** Start of Task inputs **

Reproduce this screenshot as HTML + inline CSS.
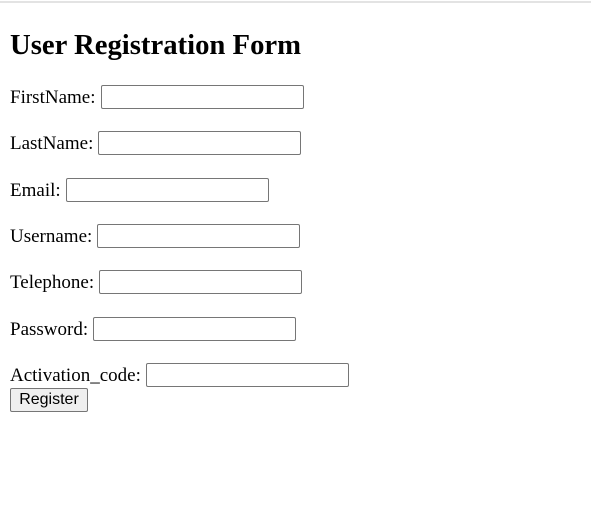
<!DOCTYPE html>
<html><head><style>
body{margin:0;width:591px;height:510px;background:#fff;font-family:"Liberation Serif",serif;color:#000;position:relative;overflow:hidden}
.top{position:absolute;left:0;top:1px;width:591px;height:2px;background:#e3e3e3}
h1{position:absolute;left:10px;top:29px;margin:0;font-size:28.7px;font-weight:bold;line-height:32px}
.row{position:absolute;left:10px;font-size:19px;line-height:24px;display:flex;align-items:center;white-space:nowrap}
.row span{margin-right:5px;position:relative;top:1px}
.in{width:201px;height:22px;border:1px solid #767676;border-radius:2px;box-sizing:content-box}
.btn{position:absolute;left:10px;top:388px;width:76px;height:22px;border:1px solid #767676;border-radius:2px;background:#efefef;font-family:"Liberation Sans",sans-serif;font-size:16px;line-height:22px;text-align:center}
</style></head><body>
<div class="top"></div>
<h1>User Registration Form</h1>
<div class="row" style="top:85px"><span>FirstName:</span><div class="in"></div></div>
<div class="row" style="top:131px"><span>LastName:</span><div class="in"></div></div>
<div class="row" style="top:178px"><span>Email:</span><div class="in"></div></div>
<div class="row" style="top:224px"><span>Username:</span><div class="in"></div></div>
<div class="row" style="top:270px"><span>Telephone:</span><div class="in"></div></div>
<div class="row" style="top:317px"><span>Password:</span><div class="in"></div></div>
<div class="row" style="top:363px"><span>Activation_code:</span><div class="in"></div></div>
<div class="btn">Register</div>
</body></html>
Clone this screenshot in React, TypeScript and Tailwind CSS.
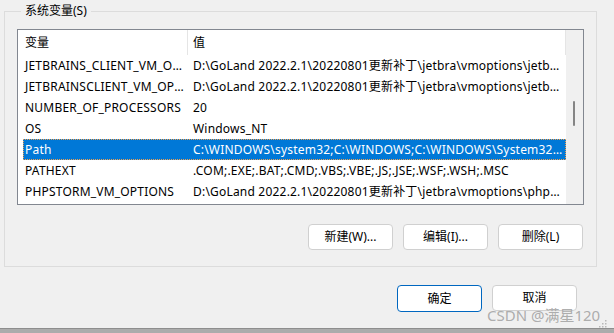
const font = { fontFamily: '"Noto Sans", "Noto Sans CJK SC", sans-serif' };

const rows = [
  ["JETBRAINS_CLIENT_VM_OPTIONS", "D:\\GoLand 2022.2.1\\20220801更新补丁\\jetbra\\vmoptions\\jetbrains_client.vmoptions"],
  ["JETBRAINSCLIENT_VM_OPTIONS", "D:\\GoLand 2022.2.1\\20220801更新补丁\\jetbra\\vmoptions\\jetbrainsclient.vmoptions"],
  ["NUMBER_OF_PROCESSORS", "20"],
  ["OS", "Windows_NT"],
  ["Path", "C:\\WINDOWS\\system32;C:\\WINDOWS;C:\\WINDOWS\\System32\\Wbem;C:\\WINDOWS\\System32\\WindowsPowerShell\\v1.0\\"],
  ["PATHEXT", ".COM;.EXE;.BAT;.CMD;.VBS;.VBE;.JS;.JSE;.WSF;.WSH;.MSC"],
  ["PHPSTORM_VM_OPTIONS", "D:\\GoLand 2022.2.1\\20220801更新补丁\\jetbra\\vmoptions\\phpstorm.vmoptions"],
];

function Btn({ label, primary }: { label: string; primary?: boolean }) {
  return (
    <button
      className={
        "w-[85px] rounded-[4px] bg-white text-[12px] text-black flex items-center justify-center " +
        (primary ? "border border-[#0067c0] h-[27px]" : "border border-[#d0d0d0] h-[26px]")
      }
    >
      {label}
    </button>
  );
}

export default function App() {
  return (
    <div className="relative w-[614px] h-[333px] bg-[#f0f0f0] overflow-hidden flex flex-col" style={font}>
      <div className="h-[328px] flex flex-col">
        {/* 系统变量 group */}
        <fieldset className="ml-[4px] mt-[3px] w-[592px] border border-[#dcdcdc] pl-[12px] pr-[12px] pb-[16px]">
          <legend className="ml-[4px] px-[4px] text-[12px] leading-4 text-black">系统变量(S)</legend>
          <div className="mt-[10px] w-[567px] h-[176px] border border-[#828790] bg-white flex overflow-hidden">
            <div className="flex-1 min-w-0 flex flex-col">
              {/* header */}
              <div className="h-[25px] flex shrink-0 text-[12px] text-black">
                <div className="w-[170px] pl-[7px] flex items-center border-r border-[#e5e5e5]">变量</div>
                <div className="flex-1 pl-[5px] flex items-center border-r border-[#e5e5e5]">值</div>
              </div>
              {rows.map(([name, value]) => {
                const sel = name === "Path";
                return (
                  <div
                    key={name}
                    className={
                      "ml-[5px] h-[21px] shrink-0 flex items-center text-[12px] tracking-[0.2px] " +
                      (sel ? "bg-[#0078d7] text-white outline outline-1 outline-dotted outline-[#f0a050] -outline-offset-1" : "text-black")
                    }
                  >
                    <div className="w-[164px] shrink-0 overflow-hidden pl-[2px] pr-[3px] truncate">{name}</div>
                    <div className="flex-1 min-w-0 overflow-hidden pl-[6px] pr-[3px] truncate">{value}</div>
                  </div>
                );
              })}
            </div>
            {/* scrollbar */}
            <div className="w-[17px] shrink-0 bg-[#f0f0f0] relative">
              <div className="absolute left-[7px] top-[71px] w-[2px] h-[25px] bg-[#858585] rounded-full" />
            </div>
          </div>
          <div className="mt-[19px] flex justify-end gap-[10px] pr-[1px]">
            <Btn label="新建(W)..." />
            <Btn label="编辑(I)..." />
            <Btn label="删除(L)" />
          </div>
        </fieldset>

        <div className="mt-[18px] flex justify-end gap-[10px] pr-[37px]">
          <Btn label="确定" primary />
          <Btn label="取消" />
        </div>
      </div>
      <div className="h-[5px] bg-[#acacac] border-t border-[#8e8e8e]" />

      {/* watermark */}
      <div className="absolute left-[487px] top-[305px] text-[15px] leading-5 text-[#a4a4a4]/90">
        CSDN @满星120
      </div>
      {/* resize grip */}
      <svg className="absolute left-[599px] top-[320px]" width="8" height="8" viewBox="0 0 8 8">
        <rect x="6" y="0" width="1.5" height="1.5" fill="#b8b8b8" />
        <rect x="3" y="3" width="1.5" height="1.5" fill="#b8b8b8" />
        <rect x="6" y="3" width="1.5" height="1.5" fill="#b8b8b8" />
        <rect x="0" y="6" width="1.5" height="1.5" fill="#b8b8b8" />
        <rect x="3" y="6" width="1.5" height="1.5" fill="#b8b8b8" />
        <rect x="6" y="6" width="1.5" height="1.5" fill="#b8b8b8" />
      </svg>
    </div>
  );
}
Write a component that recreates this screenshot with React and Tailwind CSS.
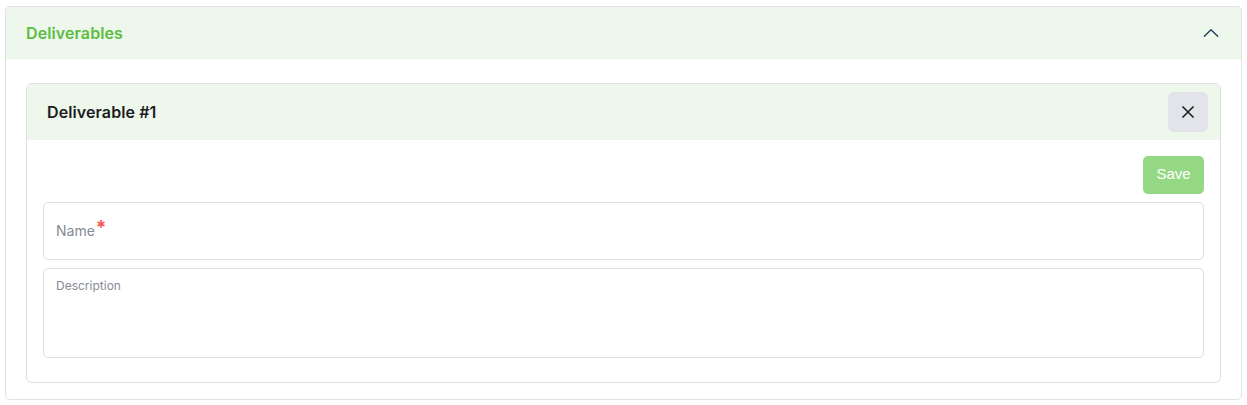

** End of Task inputs **

What the exercise asks: Every record is to be reproduced exactly, with no pictures included.

Task response:
Reproduce this screenshot as HTML + inline CSS.
<!DOCTYPE html>
<html><head><style>
body{margin:0;width:591px;height:510px;background:#fff;font-family:"Liberation Serif",serif;color:#000;position:relative;overflow:hidden}
.top{position:absolute;left:0;top:1px;width:591px;height:2px;background:#e3e3e3}
h1{position:absolute;left:10px;top:29px;margin:0;font-size:28.7px;font-weight:bold;line-height:32px}
.row{position:absolute;left:10px;font-size:19px;line-height:24px;display:flex;align-items:center;white-space:nowrap}
.row span{margin-right:5px;position:relative;top:1px}
.in{width:201px;height:22px;border:1px solid #767676;border-radius:2px;box-sizing:content-box}
.btn{position:absolute;left:10px;top:388px;width:76px;height:22px;border:1px solid #767676;border-radius:2px;background:#efefef;font-family:"Liberation Sans",sans-serif;font-size:16px;line-height:22px;text-align:center}
</style></head><body>
<div class="top"></div>
<h1>User Registration Form</h1>
<div class="row" style="top:85px"><span>FirstName:</span><div class="in"></div></div>
<div class="row" style="top:131px"><span>LastName:</span><div class="in"></div></div>
<div class="row" style="top:178px"><span>Email:</span><div class="in"></div></div>
<div class="row" style="top:224px"><span>Username:</span><div class="in"></div></div>
<div class="row" style="top:270px"><span>Telephone:</span><div class="in"></div></div>
<div class="row" style="top:317px"><span>Password:</span><div class="in"></div></div>
<div class="row" style="top:363px"><span>Activation_code:</span><div class="in"></div></div>
<div class="btn">Register</div>
</body></html>
Clone this screenshot in React, TypeScript and Tailwind CSS.
const font = { fontFamily: '"Noto Sans", "Noto Sans CJK SC", sans-serif' };

const rows = [
  ["JETBRAINS_CLIENT_VM_OPTIONS", "D:\\GoLand 2022.2.1\\20220801更新补丁\\jetbra\\vmoptions\\jetbrains_client.vmoptions"],
  ["JETBRAINSCLIENT_VM_OPTIONS", "D:\\GoLand 2022.2.1\\20220801更新补丁\\jetbra\\vmoptions\\jetbrainsclient.vmoptions"],
  ["NUMBER_OF_PROCESSORS", "20"],
  ["OS", "Windows_NT"],
  ["Path", "C:\\WINDOWS\\system32;C:\\WINDOWS;C:\\WINDOWS\\System32\\Wbem;C:\\WINDOWS\\System32\\WindowsPowerShell\\v1.0\\"],
  ["PATHEXT", ".COM;.EXE;.BAT;.CMD;.VBS;.VBE;.JS;.JSE;.WSF;.WSH;.MSC"],
  ["PHPSTORM_VM_OPTIONS", "D:\\GoLand 2022.2.1\\20220801更新补丁\\jetbra\\vmoptions\\phpstorm.vmoptions"],
];

function Btn({ label, primary }: { label: string; primary?: boolean }) {
  return (
    <button
      className={
        "w-[85px] rounded-[4px] bg-white text-[12px] text-black flex items-center justify-center " +
        (primary ? "border border-[#0067c0] h-[27px]" : "border border-[#d0d0d0] h-[26px]")
      }
    >
      {label}
    </button>
  );
}

export default function App() {
  return (
    <div className="relative w-[614px] h-[333px] bg-[#f0f0f0] overflow-hidden flex flex-col" style={font}>
      <div className="h-[328px] flex flex-col">
        {/* 系统变量 group */}
        <fieldset className="ml-[4px] mt-[3px] w-[592px] border border-[#dcdcdc] pl-[12px] pr-[12px] pb-[16px]">
          <legend className="ml-[4px] px-[4px] text-[12px] leading-4 text-black">系统变量(S)</legend>
          <div className="mt-[10px] w-[567px] h-[176px] border border-[#828790] bg-white flex overflow-hidden">
            <div className="flex-1 min-w-0 flex flex-col">
              {/* header */}
              <div className="h-[25px] flex shrink-0 text-[12px] text-black">
                <div className="w-[170px] pl-[7px] flex items-center border-r border-[#e5e5e5]">变量</div>
                <div className="flex-1 pl-[5px] flex items-center border-r border-[#e5e5e5]">值</div>
              </div>
              {rows.map(([name, value]) => {
                const sel = name === "Path";
                return (
                  <div
                    key={name}
                    className={
                      "ml-[5px] h-[21px] shrink-0 flex items-center text-[12px] tracking-[0.2px] " +
                      (sel ? "bg-[#0078d7] text-white outline outline-1 outline-dotted outline-[#f0a050] -outline-offset-1" : "text-black")
                    }
                  >
                    <div className="w-[164px] shrink-0 overflow-hidden pl-[2px] pr-[3px] truncate">{name}</div>
                    <div className="flex-1 min-w-0 overflow-hidden pl-[6px] pr-[3px] truncate">{value}</div>
                  </div>
                );
              })}
            </div>
            {/* scrollbar */}
            <div className="w-[17px] shrink-0 bg-[#f0f0f0] relative">
              <div className="absolute left-[7px] top-[71px] w-[2px] h-[25px] bg-[#858585] rounded-full" />
            </div>
          </div>
          <div className="mt-[19px] flex justify-end gap-[10px] pr-[1px]">
            <Btn label="新建(W)..." />
            <Btn label="编辑(I)..." />
            <Btn label="删除(L)" />
          </div>
        </fieldset>

        <div className="mt-[18px] flex justify-end gap-[10px] pr-[37px]">
          <Btn label="确定" primary />
          <Btn label="取消" />
        </div>
      </div>
      <div className="h-[5px] bg-[#acacac] border-t border-[#8e8e8e]" />

      {/* watermark */}
      <div className="absolute left-[487px] top-[305px] text-[15px] leading-5 text-[#a4a4a4]/90">
        CSDN @满星120
      </div>
      {/* resize grip */}
      <svg className="absolute left-[599px] top-[320px]" width="8" height="8" viewBox="0 0 8 8">
        <rect x="6" y="0" width="1.5" height="1.5" fill="#b8b8b8" />
        <rect x="3" y="3" width="1.5" height="1.5" fill="#b8b8b8" />
        <rect x="6" y="3" width="1.5" height="1.5" fill="#b8b8b8" />
        <rect x="0" y="6" width="1.5" height="1.5" fill="#b8b8b8" />
        <rect x="3" y="6" width="1.5" height="1.5" fill="#b8b8b8" />
        <rect x="6" y="6" width="1.5" height="1.5" fill="#b8b8b8" />
      </svg>
    </div>
  );
}
Write a component that recreates this screenshot with React and Tailwind CSS.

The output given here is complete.